▸ Task to complete
Give the number of lines in the data that hold the word "React", and nothing else.

▸ Source excerpt
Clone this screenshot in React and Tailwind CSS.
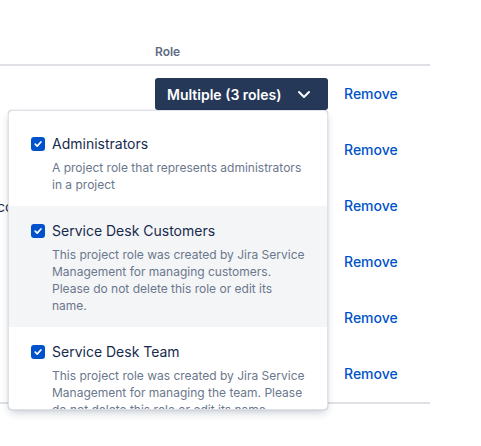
import React from "react";

const ROLES = [
  {
    name: "Administrators",
    lines: ["A project role that represents administrators", "in a project"],
  },
  {
    name: "Service Desk Customers",
    lines: [
      "This project role was created by Jira Service",
      "Management for managing customers.",
      "Please do not delete this role or edit its",
      "name.",
    ],
    active: true,
  },
  {
    name: "Service Desk Team",
    lines: [
      "This project role was created by Jira Service",
      "Management for managing the team. Please",
      "do not delete this role or edit its name.",
    ],
  },
];

function Checkbox() {
  return (
    <svg width="14" height="14" viewBox="0 0 14 14" className="shrink-0">
      <rect x="0" y="0" width="14" height="14" rx="3" fill="#0052cc" />
      <path d="M4.2 7.2 6.2 9.1 9.9 5" fill="none" stroke="#fff" strokeWidth="1.7" strokeLinecap="round" strokeLinejoin="round" />
    </svg>
  );
}

function RoleMenu() {
  return (
    <div className="absolute right-0 top-full z-10 h-[300px] w-[320px] overflow-hidden rounded-[4px] border border-[#dfe1e6] bg-white pt-[8px] shadow-[0_4px_8px_-2px_rgba(9,30,66,0.25),0_0_1px_rgba(9,30,66,0.31)]">
      {ROLES.map((r) => (
        <div key={r.name} className={`pt-[15px] pb-[13px] pl-[22px] pr-[20px] ${r.active ? "bg-[#f4f5f7]" : ""}`}>
          <div className="flex h-[20px] items-center gap-[7px]">
            <Checkbox />
            <span className="text-[14px] leading-[20px] text-[#172b4d]">{r.name}</span>
          </div>
          <div className="mt-[5px] pl-[21px] text-[12px] leading-[17px] text-[#6b778c]">
            {r.lines.map((l) => (
              <div key={l} className="whitespace-nowrap">{l}</div>
            ))}
          </div>
        </div>
      ))}
    </div>
  );
}

export default function App() {
  const rows = [0, 1, 2, 3, 4, 5];

  return (
    <div className="min-h-screen bg-white font-['Inter','Noto_Sans',sans-serif]">
      <div className="w-[430px] border-b-2 border-[#dfe1e6]">
        {/* Header */}
        <div className="flex h-[66px] items-end border-b-2 border-[#dfe1e6] pb-[4px]">
          <div className="w-[155px]" />
          <div className="text-[12px] font-semibold leading-4 text-[#5e6c84]">Role</div>
        </div>

        {/* Rows */}
        {rows.map((i) => (
          <div key={i} className="flex h-[56px] items-center">
            <div className="w-[155px] overflow-hidden text-[14px] text-[#172b4d]">
              {i === 2 && <span className="-ml-[3px]">co</span>}
            </div>
            <div className="w-[189px]">
              {i === 0 && (
                <div className="relative w-[173px]">
                  <button className="flex h-[32px] w-full items-center justify-between rounded-[3px] bg-[#253858] pl-[12px] pr-[12px] text-[14px] font-semibold text-white">
                    <span>Multiple (3 roles)</span>
                    <svg width="24" height="24" viewBox="0 0 24 24">
                      <path d="M7 10l5 5 5-5" fill="none" stroke="#fff" strokeWidth="2" strokeLinecap="round" strokeLinejoin="round" />
                    </svg>
                  </button>
                  <RoleMenu />
                </div>
              )}
            </div>
            <a className="-mt-[1px] cursor-pointer text-[14px] font-medium text-[#0052cc]">Remove</a>
          </div>
        ))}
      </div>
    </div>
  );
}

▸ Worked answer
2